A Freedom of Information request has revealed that the Crown Prosecution Service (CPS) began investigating 63 corporate manslaughter offences in 2012 – up from 45 in 2011. In 2010 there were 26 investigations, up from seven the previous year.

Of the 141 corporate manslaughter cases opened, more than 50 are being investigated for prosecution – the majority of which appear to be small firms.

Lee Hughes, Health and Safety expert at law firm Pannone, said small firms are most vulnerable because of the way the legislation is structured.

For the first time, the Act provides a statutory offence of corporate manslaughter which allows for a company to be convicted in the event that it breaches a duty of care to a deceased person and the way in which its activities were managed or organized: caused a person’s death; amounted to a gross breach of the duty of care; and the senior management was a substantial element in that breach.

Earlier this month Mobile Sweepers (Reading) Limited was charged with the offence, along with its sole director Mervyn Owens, who faces a charge of gross-negligence manslaughter, in relation to the death of an employee.

In February, Prince’s Sporting Club of Middlesex, was charged with the offence while the club’s director, Frederick Glen Walker, was charged with offences under the Health and Safety at Work Act 1974.

In January, MNS Mining Limited was summonsed for four offences of corporate manslaughter following the death of four miners in the Gleision Mine, Swansea Valley, in 2011. The manager of the mine, Malcolm Fyfield, has also been prosecuted for gross negligence manslaughter.

Last November, Norfolk Garden Centre, Belmont Nursery, which is run by PS & JE Ward and has fewer than 50 employees, was charged with corporate manslaughter following the death of an employee from an electric shock caused when the metal hydraulic-lift trailer he was towing came into contact with overhead power lines.

Hughes says: “The way the legislation is structured makes it easier for senior management failings in a small company to be linked to the breach of the duty of care in the event of a fatality in the workplace.

“In small firms, directors and senior management are at the coal face. Whereas in larger companies there are many levels of management below board level and often senior management are far removed from operations. Therefore if there is a fatality, it is very difficult to identify the senior management failure which substantially contributed to the death under investigation.”

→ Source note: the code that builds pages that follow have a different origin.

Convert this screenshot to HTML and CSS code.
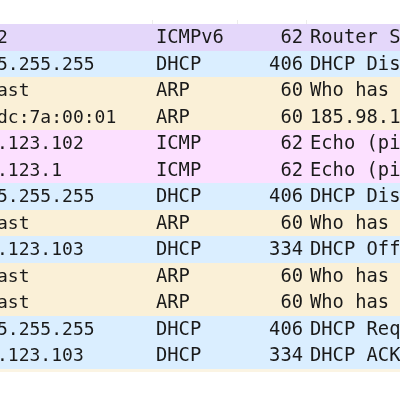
FILE: index.html
```html
<!DOCTYPE html>
<html>
<head>
<meta charset="utf-8">
<link rel="stylesheet" href="styles.css">
</head>
<body>
<div class="list">
  <div class="head"><div class="gap"></div><div class="ticks"><span></span><span></span><span></span><span></span></div></div>
  <div class="row lav"><span class="dst">ff02::2</span><span class="pro">ICMPv6</span><span class="len">62</span><span class="inf">Router Solicitation from 52:54:00:12:34:56</span></div>
  <div class="row blu"><span class="dst">255.255.255.255</span><span class="pro">DHCP</span><span class="len">406</span><span class="inf">DHCP Discover - Transaction ID 0x1a2b3c4d</span></div>
  <div class="row bei"><span class="dst">Broadcast</span><span class="pro">ARP</span><span class="len">60</span><span class="inf">Who has 185.98.123.1? Tell 185.98.123.102</span></div>
  <div class="row bei"><span class="dst">52:54:dc:7a:00:01</span><span class="pro">ARP</span><span class="len">60</span><span class="inf">185.98.123.1 is at 52:54:00:12:34:56</span></div>
  <div class="row pnk"><span class="dst">185.98.123.102</span><span class="pro">ICMP</span><span class="len">62</span><span class="inf">Echo (ping) request id=0x0001</span></div>
  <div class="row pnk"><span class="dst">185.98.123.1</span><span class="pro">ICMP</span><span class="len">62</span><span class="inf">Echo (ping) reply id=0x0001</span></div>
  <div class="row blu"><span class="dst">255.255.255.255</span><span class="pro">DHCP</span><span class="len">406</span><span class="inf">DHCP Discover - Transaction ID 0x5e6f7a8b</span></div>
  <div class="row bei"><span class="dst">Broadcast</span><span class="pro">ARP</span><span class="len">60</span><span class="inf">Who has 185.98.123.103? Tell 185.98.123.1</span></div>
  <div class="row blu"><span class="dst">185.98.123.103</span><span class="pro">DHCP</span><span class="len">334</span><span class="inf">DHCP Offer - Transaction ID 0x5e6f7a8b</span></div>
  <div class="row bei"><span class="dst">Broadcast</span><span class="pro">ARP</span><span class="len">60</span><span class="inf">Who has 185.98.123.103? Tell 0.0.0.0</span></div>
  <div class="row bei"><span class="dst">Broadcast</span><span class="pro">ARP</span><span class="len">60</span><span class="inf">Who has 185.98.123.103? Tell 0.0.0.0</span></div>
  <div class="row blu"><span class="dst">255.255.255.255</span><span class="pro">DHCP</span><span class="len">406</span><span class="inf">DHCP Request - Transaction ID 0x5e6f7a8b</span></div>
  <div class="row blu"><span class="dst">185.98.123.103</span><span class="pro">DHCP</span><span class="len">334</span><span class="inf">DHCP ACK - Transaction ID 0x5e6f7a8b</span></div>
  <div class="tail"></div>
</div>
</body>
</html>
```
FILE: styles.css
```css
html, body {
  margin: 0;
  padding: 0;
  background: #ffffff;
  overflow: hidden;
  width: 400px;
  height: 400px;
}
.list {
  margin-left: -68px;
  width: 700px;
  font-family: "DejaVu Sans Mono", monospace;
  font-size: 18.8px;
  color: #1a1a1a;
  filter: blur(0.55px);
}
.head {
  height: 24px;
  display: flex;
  flex-direction: column;
}
.gap {
  height: 20px;
}
.ticks {
  height: 4px;
  display: grid;
  grid-template-columns: 221px 85px 69px 1fr;
}
.ticks span {
  border-right: 1px solid #ececec;
}
.row {
  height: 26.5px;
  display: grid;
  grid-template-columns: 221px 85px 69px 1fr;
  align-items: center;
  white-space: pre;
  overflow: hidden;
  line-height: 26.5px;
}
.dst {
  font-size: 18px;
}
.pro {
  padding-left: 3px;
}
.len {
  text-align: right;
  padding-right: 4px;
}
.inf {
  padding-left: 3px;
}
.lav { background: #e4d7fa; }
.blu { background: #daeeff; }
.bei { background: #faf0d7; }
.pnk { background: #fce0ff; }
.tail {
  height: 3px;
  background: #fbf4e3;
}
```
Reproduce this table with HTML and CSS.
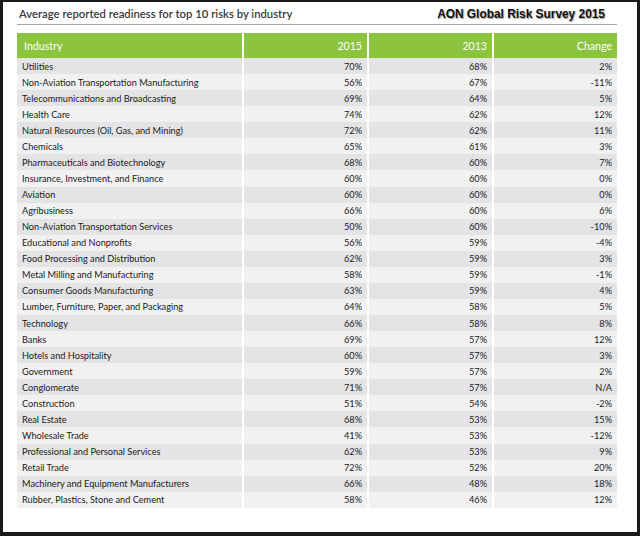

These cases show that all companies should be as compliant as they can be with health and safety requirements, as well as following the Health and Safety Executive and Institute of Director’s guidance, Leading Health and Safety at Work.

Whilst the majority of large companies adhere to the guidelines and have the resources to do so, because they are not required to by law, the vast majority of small firms simply don’t follow the guidance or are unaware of it.

Hughes concludes by saying: “The legislation leaves small firms and owner-managed businesses vulnerable to corporate manslaughter charges and the figures demonstrate that the Crown Prosecution Services is increasingly active in pursuing those it believes have committed the offence.

“I advise all companies to ensure they are compliant with health and safety legislation, and the additional guidance around senior management responsibilities. While putting steps in place to manage health and safety and avoid senior management failings may be viewed as expensive, particularly in the current economic climate, it will protect employees. It may help to avoid tragedy but also the lengthy and expensive prosecutions which can follow.”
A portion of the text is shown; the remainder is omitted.